TASK INSTRUCTIONS - From the listing, collect all lines containing the word "screenshot".

ROWS -
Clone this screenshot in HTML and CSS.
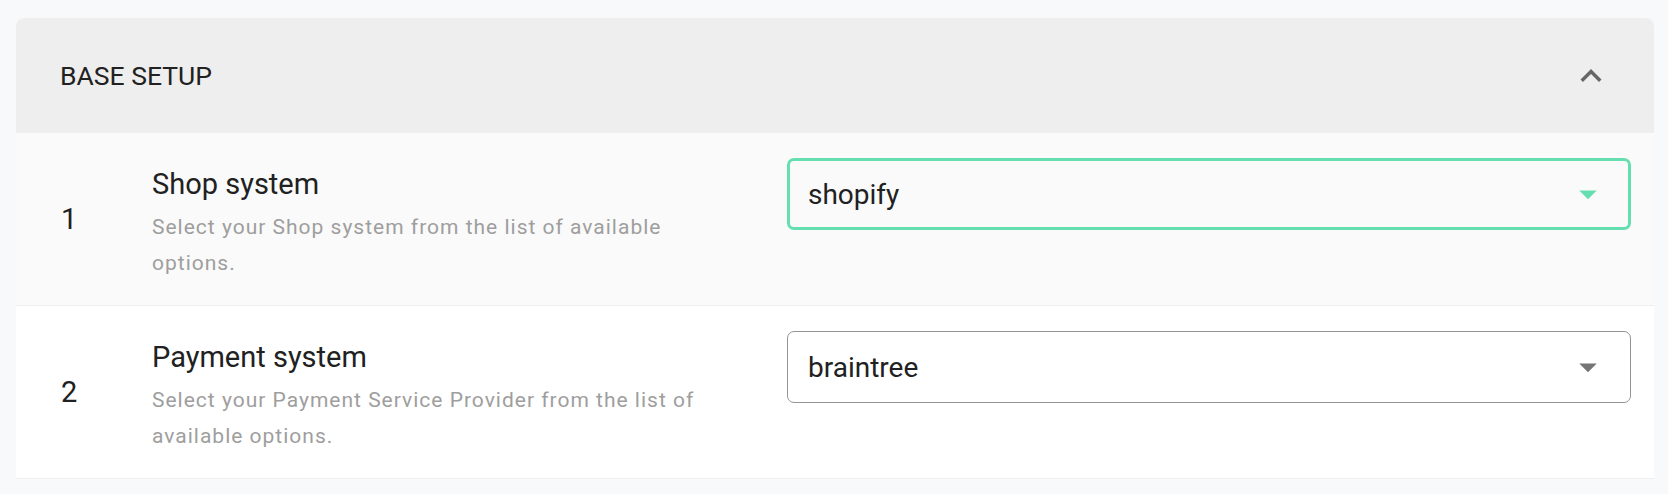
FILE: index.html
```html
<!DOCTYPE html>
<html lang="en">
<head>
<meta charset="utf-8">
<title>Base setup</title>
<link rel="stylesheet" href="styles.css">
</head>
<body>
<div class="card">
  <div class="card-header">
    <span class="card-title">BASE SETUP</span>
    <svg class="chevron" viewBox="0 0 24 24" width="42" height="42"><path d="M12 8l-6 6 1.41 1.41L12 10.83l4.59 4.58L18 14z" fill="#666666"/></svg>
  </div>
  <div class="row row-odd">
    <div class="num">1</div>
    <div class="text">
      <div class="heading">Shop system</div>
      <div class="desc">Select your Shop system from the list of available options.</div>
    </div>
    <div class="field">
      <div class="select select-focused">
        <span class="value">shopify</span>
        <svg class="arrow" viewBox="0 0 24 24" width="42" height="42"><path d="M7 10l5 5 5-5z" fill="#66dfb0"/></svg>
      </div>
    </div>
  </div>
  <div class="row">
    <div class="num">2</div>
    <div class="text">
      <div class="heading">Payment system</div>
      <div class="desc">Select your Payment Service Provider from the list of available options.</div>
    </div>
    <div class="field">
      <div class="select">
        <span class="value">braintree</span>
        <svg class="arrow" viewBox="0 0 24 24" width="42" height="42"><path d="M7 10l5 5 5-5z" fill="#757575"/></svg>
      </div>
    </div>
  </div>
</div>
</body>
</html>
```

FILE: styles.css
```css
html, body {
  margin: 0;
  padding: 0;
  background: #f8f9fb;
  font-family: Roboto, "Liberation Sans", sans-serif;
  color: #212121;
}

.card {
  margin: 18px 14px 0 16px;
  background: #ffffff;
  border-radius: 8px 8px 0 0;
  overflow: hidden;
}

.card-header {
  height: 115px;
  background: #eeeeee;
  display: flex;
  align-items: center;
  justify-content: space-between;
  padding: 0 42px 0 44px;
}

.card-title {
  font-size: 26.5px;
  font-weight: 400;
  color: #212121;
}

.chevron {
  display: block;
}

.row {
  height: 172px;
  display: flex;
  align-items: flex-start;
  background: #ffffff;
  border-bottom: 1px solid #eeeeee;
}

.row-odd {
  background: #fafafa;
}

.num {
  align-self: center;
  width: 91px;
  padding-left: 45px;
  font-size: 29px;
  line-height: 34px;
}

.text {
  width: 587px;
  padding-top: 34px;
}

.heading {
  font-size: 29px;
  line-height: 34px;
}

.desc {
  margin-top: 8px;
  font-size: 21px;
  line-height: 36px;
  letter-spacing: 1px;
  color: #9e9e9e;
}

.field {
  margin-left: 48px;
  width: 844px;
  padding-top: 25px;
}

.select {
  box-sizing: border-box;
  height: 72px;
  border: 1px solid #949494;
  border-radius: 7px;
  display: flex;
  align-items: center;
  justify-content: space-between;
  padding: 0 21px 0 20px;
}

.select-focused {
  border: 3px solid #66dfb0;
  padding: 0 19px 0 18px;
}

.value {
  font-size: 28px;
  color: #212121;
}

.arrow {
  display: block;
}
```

...

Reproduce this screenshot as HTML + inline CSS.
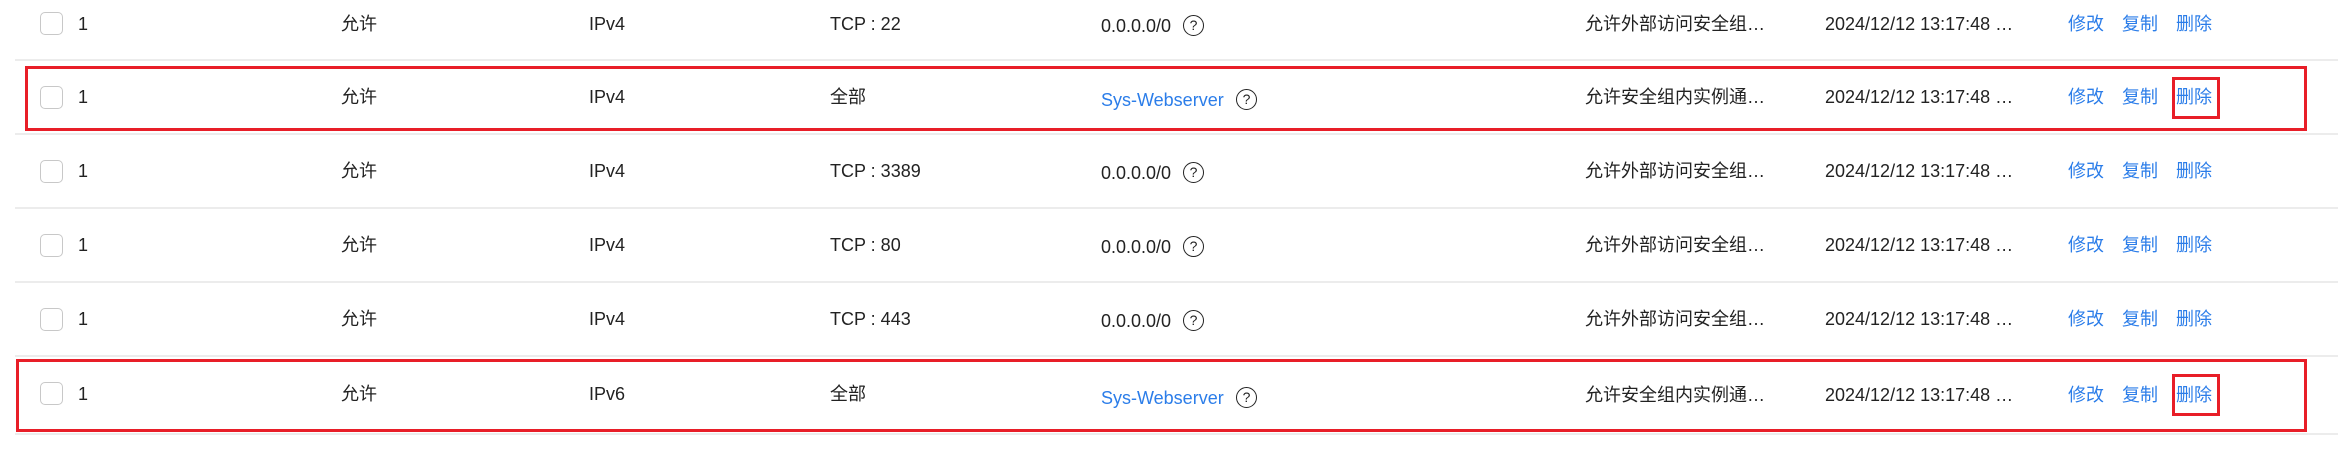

TASK OUTPUT -
Clone this screenshot in HTML and CSS.
Reproduce this screenshot as HTML + inline CSS.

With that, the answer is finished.